Best Practices7 min read

The 7 Most Common Control Testing Mistakes (And How to Avoid Them)

Avoid these frequent pitfalls that lead to audit rework, missed issues, and regulatory findings.

By SOX&AUDIT TeamNovember 27, 2024

Learning from Common Mistakes

Even experienced auditors make testing errors that lead to rework, missed findings, or regulatory issues. Here are the seven most common mistakes and how to avoid them.

Mistake 1: Testing the Wrong Attribute

The Problem: Auditors test what's easy to see rather than what actually matters for control effectiveness.

Example: For an approval control, testing whether a signature exists rather than whether the approver had authority and reviewed supporting information.

The Fix: Map each test procedure to specific control objectives and financial statement assertions. Ask: "What would need to be true for this control to fail?"

Mistake 2: Inadequate Sample Sizes

The Problem: Using samples too small to provide reasonable assurance, or not adjusting for control frequency and risk.

The Fix: Use established sampling guidance (AICPA, IIA) appropriate for:

  • Control frequency (daily, weekly, monthly)
  • Risk level of the process
  • Prior testing results
  • Tolerable deviation rate

Mistake 3: Insufficient Documentation

The Problem: Workpapers don't support the conclusion. Auditors know what they tested but didn't write it down clearly.

The Fix: Document for an uninvolved reviewer. Include:

  • Specific procedures performed
  • Population and sample selection method
  • Actual results with evidence references
  • Exception analysis
  • Clear conclusion tied to results

Mistake 4: Not Understanding the Control

The Problem: Testing a control without understanding how it actually operates leads to irrelevant procedures.

The Fix: Before testing:

  • Interview control owners
  • Walk through the control end-to-end
  • Review control documentation
  • Understand compensating controls

Mistake 5: Ignoring IT Dependencies

The Problem: Manual controls often depend on IT controls (system reports, access controls, automated calculations) that aren't tested.

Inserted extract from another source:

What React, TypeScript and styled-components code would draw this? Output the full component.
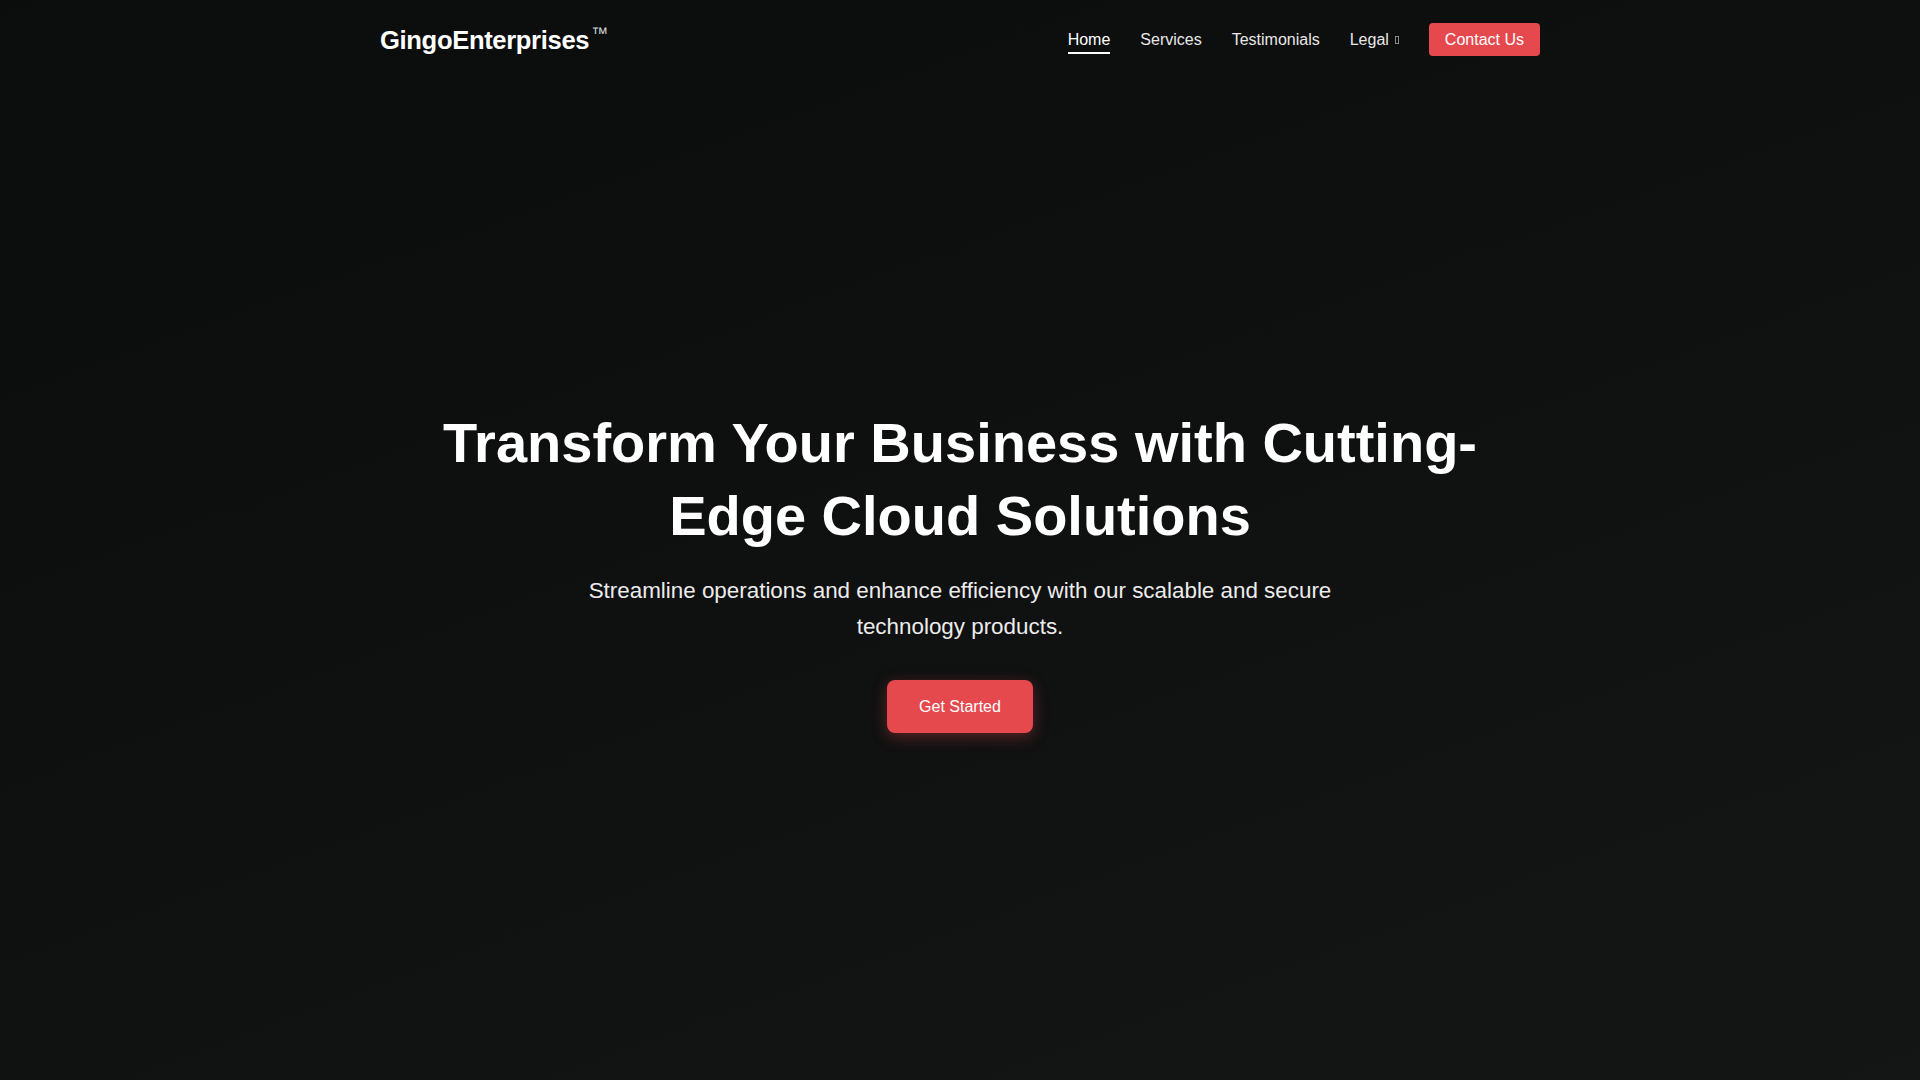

The Fix: For each manual control, identify:

  • System reports used as inputs
  • Automated calculations relied upon
  • Access controls protecting data integrity
  • Change management over relevant systems

Ensure dependent IT controls are in scope and tested.

Mistake 6: Improper Exception Evaluation

The Problem: Treating all exceptions the same, whether one deviation in 40 samples or 10 in 25.

The Fix: For each exception:

  • Determine root cause
  • Assess whether compensating controls exist
  • Evaluate impact on control objective
  • Consider whether additional testing is needed
  • Conclude appropriately on control effectiveness

Mistake 7: Testing at Wrong Time

The Problem: Testing too early misses the period, while testing too late creates time pressure and rework.

The Fix: Plan testing windows that:

  • Cover the full period (interim + rollforward)
  • Allow time for exception investigation
  • Enable remediation testing if needed
  • Meet reporting deadlines

Building a Quality Program

Prevent these mistakes through:

  • Training on common pitfalls
  • Templates that prompt complete documentation
  • Review processes that catch errors early
  • Quality metrics to identify patterns

Continuous improvement in testing quality pays dividends in reduced rework and stronger audit opinions.